AIM OF THE TASK
Your job is to retype all of the data word for word, leaving every image out.

SOURCE EXCERPT

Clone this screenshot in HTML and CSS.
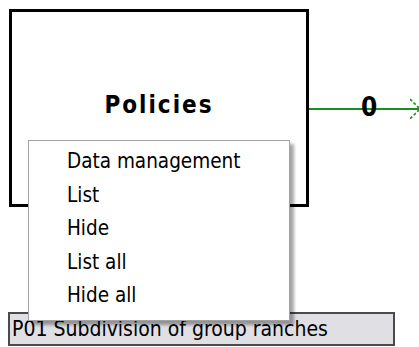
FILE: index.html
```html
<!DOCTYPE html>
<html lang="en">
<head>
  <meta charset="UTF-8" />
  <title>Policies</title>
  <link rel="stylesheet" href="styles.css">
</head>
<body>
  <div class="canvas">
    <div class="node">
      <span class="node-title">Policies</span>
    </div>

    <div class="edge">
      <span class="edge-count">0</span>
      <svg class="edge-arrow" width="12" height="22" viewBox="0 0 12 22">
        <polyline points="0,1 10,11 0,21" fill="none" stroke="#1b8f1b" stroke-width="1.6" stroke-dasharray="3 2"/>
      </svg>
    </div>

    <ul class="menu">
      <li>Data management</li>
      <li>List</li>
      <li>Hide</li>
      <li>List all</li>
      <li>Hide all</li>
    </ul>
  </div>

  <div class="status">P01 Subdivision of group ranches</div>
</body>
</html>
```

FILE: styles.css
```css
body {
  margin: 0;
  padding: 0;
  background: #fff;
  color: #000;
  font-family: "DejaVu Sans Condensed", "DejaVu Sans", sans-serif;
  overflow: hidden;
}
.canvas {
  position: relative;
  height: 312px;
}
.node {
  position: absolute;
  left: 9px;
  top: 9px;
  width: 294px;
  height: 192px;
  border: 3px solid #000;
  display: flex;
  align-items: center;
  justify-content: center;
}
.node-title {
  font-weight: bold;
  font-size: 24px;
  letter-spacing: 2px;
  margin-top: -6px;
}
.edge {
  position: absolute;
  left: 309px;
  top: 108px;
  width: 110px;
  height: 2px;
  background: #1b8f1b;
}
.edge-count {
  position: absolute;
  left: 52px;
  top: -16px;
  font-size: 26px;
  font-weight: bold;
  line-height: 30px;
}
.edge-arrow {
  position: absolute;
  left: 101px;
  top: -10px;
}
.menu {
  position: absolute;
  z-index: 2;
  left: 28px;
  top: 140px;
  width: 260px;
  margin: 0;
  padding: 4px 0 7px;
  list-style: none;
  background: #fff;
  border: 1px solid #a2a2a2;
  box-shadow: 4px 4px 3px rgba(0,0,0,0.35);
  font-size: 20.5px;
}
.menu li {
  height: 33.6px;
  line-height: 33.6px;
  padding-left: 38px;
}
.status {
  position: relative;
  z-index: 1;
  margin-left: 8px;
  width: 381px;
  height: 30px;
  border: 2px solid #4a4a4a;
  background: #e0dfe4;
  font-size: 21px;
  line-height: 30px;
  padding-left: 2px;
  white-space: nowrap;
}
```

SOLVED PROBLEM
Clone this screenshot in HTML and CSS.
FILE: index.html
```html
<!DOCTYPE html>
<html lang="en">
<head>
  <meta charset="UTF-8" />
  <title>Policies</title>
  <link rel="stylesheet" href="styles.css">
</head>
<body>
  <div class="canvas">
    <div class="node">
      <span class="node-title">Policies</span>
    </div>

    <div class="edge">
      <span class="edge-count">0</span>
      <svg class="edge-arrow" width="12" height="22" viewBox="0 0 12 22">
        <polyline points="0,1 10,11 0,21" fill="none" stroke="#1b8f1b" stroke-width="1.6" stroke-dasharray="3 2"/>
      </svg>
    </div>

    <ul class="menu">
      <li>Data management</li>
      <li>List</li>
      <li>Hide</li>
      <li>List all</li>
      <li>Hide all</li>
    </ul>
  </div>

  <div class="status">P01 Subdivision of group ranches</div>
</body>
</html>
```

FILE: styles.css
```css
body {
  margin: 0;
  padding: 0;
  background: #fff;
  color: #000;
  font-family: "DejaVu Sans Condensed", "DejaVu Sans", sans-serif;
  overflow: hidden;
}
.canvas {
  position: relative;
  height: 312px;
}
.node {
  position: absolute;
  left: 9px;
  top: 9px;
  width: 294px;
  height: 192px;
  border: 3px solid #000;
  display: flex;
  align-items: center;
  justify-content: center;
}
.node-title {
  font-weight: bold;
  font-size: 24px;
  letter-spacing: 2px;
  margin-top: -6px;
}
.edge {
  position: absolute;
  left: 309px;
  top: 108px;
  width: 110px;
  height: 2px;
  background: #1b8f1b;
}
.edge-count {
  position: absolute;
  left: 52px;
  top: -16px;
  font-size: 26px;
  font-weight: bold;
  line-height: 30px;
}
.edge-arrow {
  position: absolute;
  left: 101px;
  top: -10px;
}
.menu {
  position: absolute;
  z-index: 2;
  left: 28px;
  top: 140px;
  width: 260px;
  margin: 0;
  padding: 4px 0 7px;
  list-style: none;
  background: #fff;
  border: 1px solid #a2a2a2;
  box-shadow: 4px 4px 3px rgba(0,0,0,0.35);
  font-size: 20.5px;
}
.menu li {
  height: 33.6px;
  line-height: 33.6px;
  padding-left: 38px;
}
.status {
  position: relative;
  z-index: 1;
  margin-left: 8px;
  width: 381px;
  height: 30px;
  border: 2px solid #4a4a4a;
  background: #e0dfe4;
  font-size: 21px;
  line-height: 30px;
  padding-left: 2px;
  white-space: nowrap;
}
```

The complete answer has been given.